Schnitzler ci obbliga a un viaggio nelle pieghe del flusso di coscienza della giovane Else, nel dialogo solitario e violento con le ombre che ne abitano la mente. Vi si confondono reale e irreale, passato e futuro, mondo esteriore e interiore, sogno e allucinazione. I suoi pensieri sono un girotondo di speranze, illusioni, recriminazioni, rabbia, paura e vergogna.
Per tradurre in drammaturgia gli scenari mutevoli che si dischiudono nell’anima di Else gli autori hanno esplicitato la dinamica di apparizioni che si susseguono nella struttura monologante della novella. Un caleidoscopio di voci interiori che si lascia ispirare dal Carnaval di Schumann, il quale in ogni suo movimento insegue e deforma un’unica identità musicale, come in dialogo con la propria ombra.

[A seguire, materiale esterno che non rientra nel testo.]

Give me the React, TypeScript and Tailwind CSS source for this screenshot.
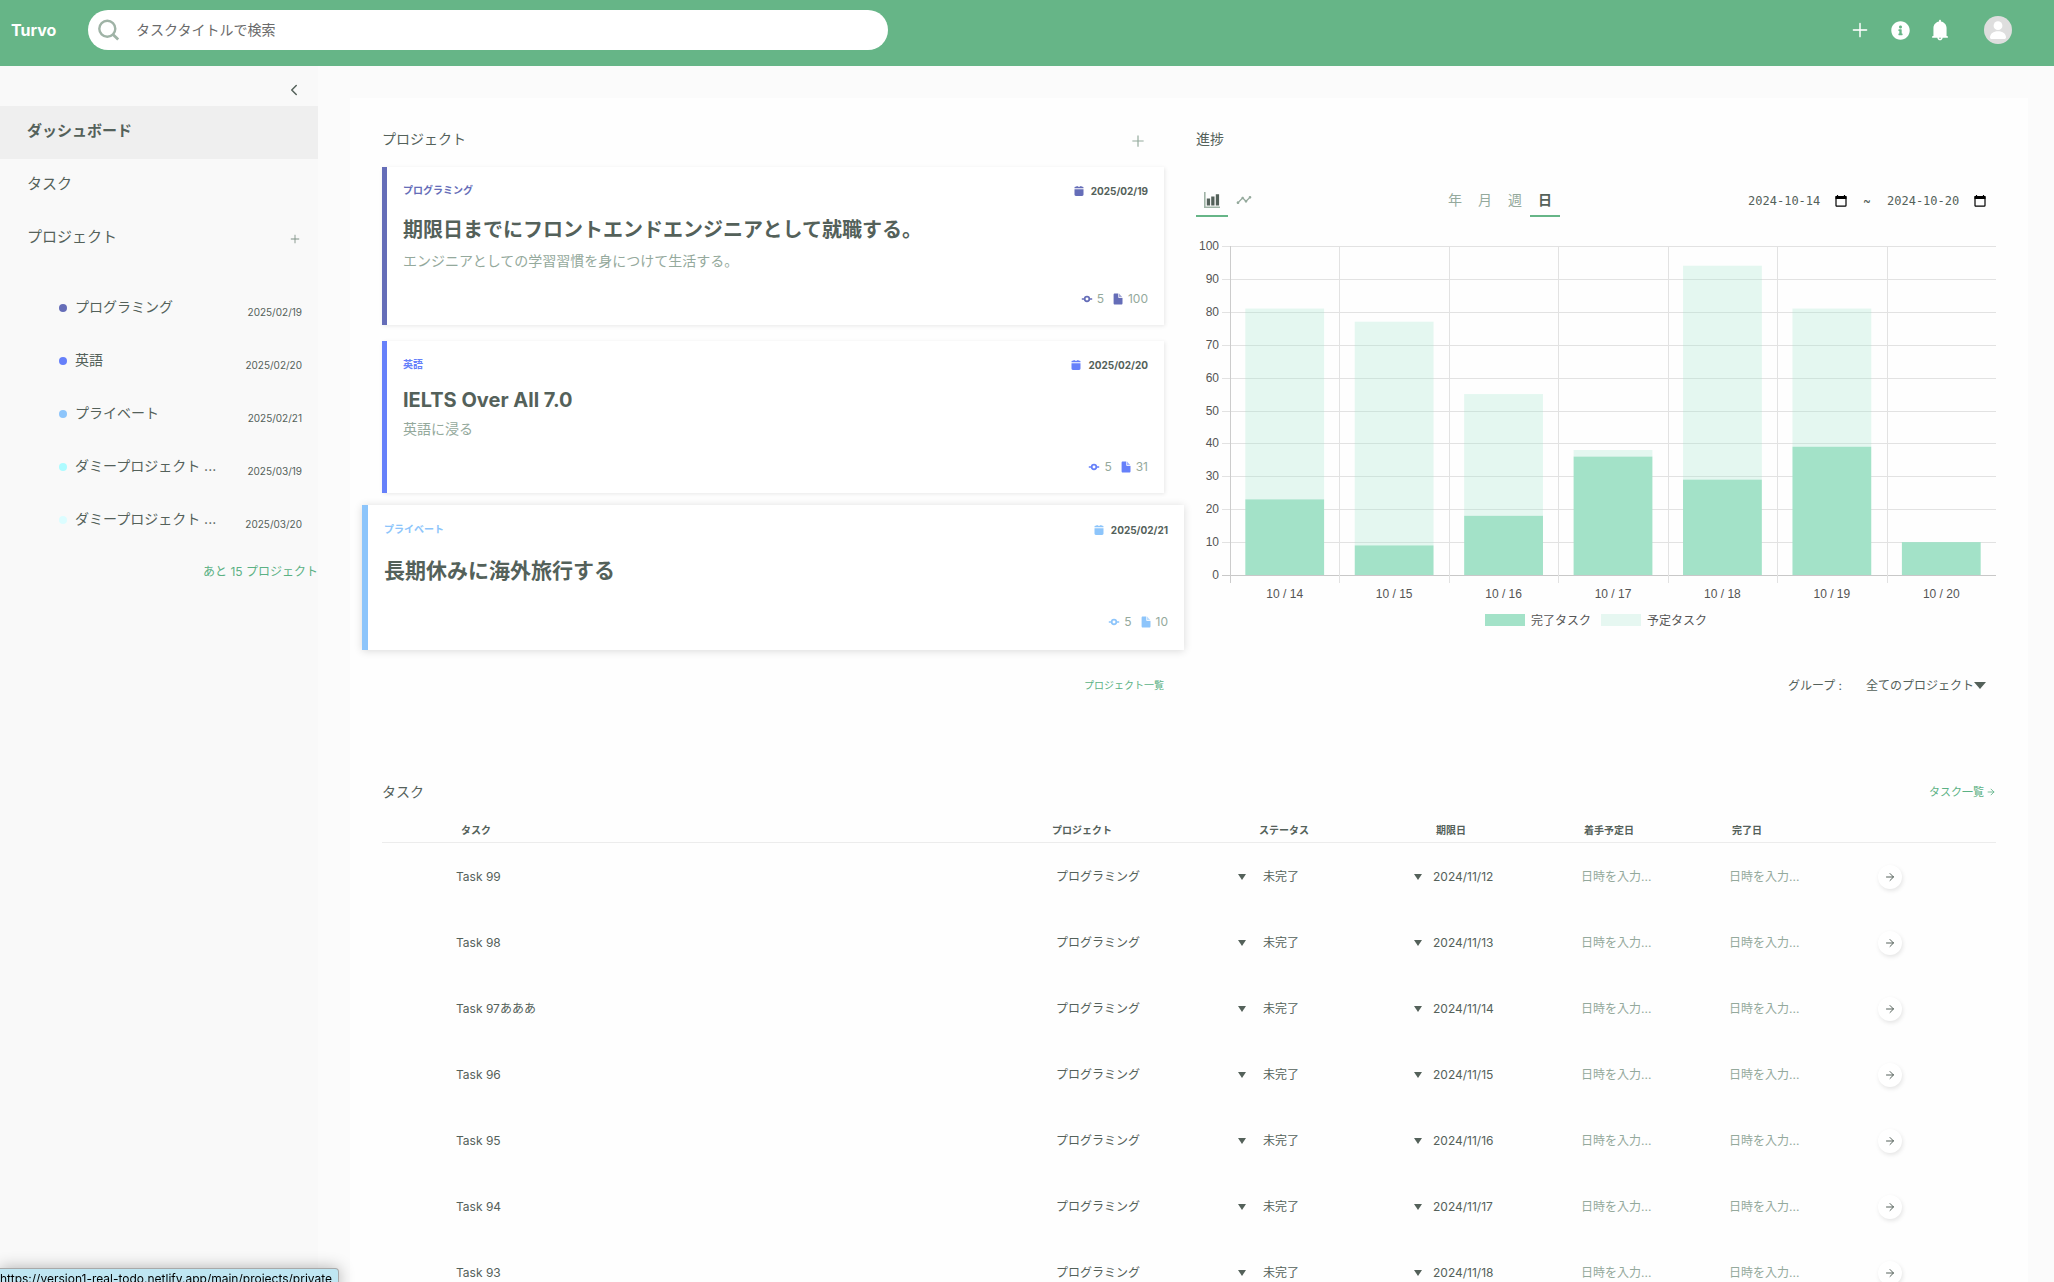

La solitudine di Else è tale proprio perché abitata da voci ambigue e perverse, che la chiamano e trascinano verso angoli remoti del labirinto della mente, da cui le sarà impossibile tornare. L’isteria freudiana, per dirla con le parole di Schnitzler, diventa l’unica forma di negazione e resistenza alla volgarità degli adulti che la circonda e infine la divora.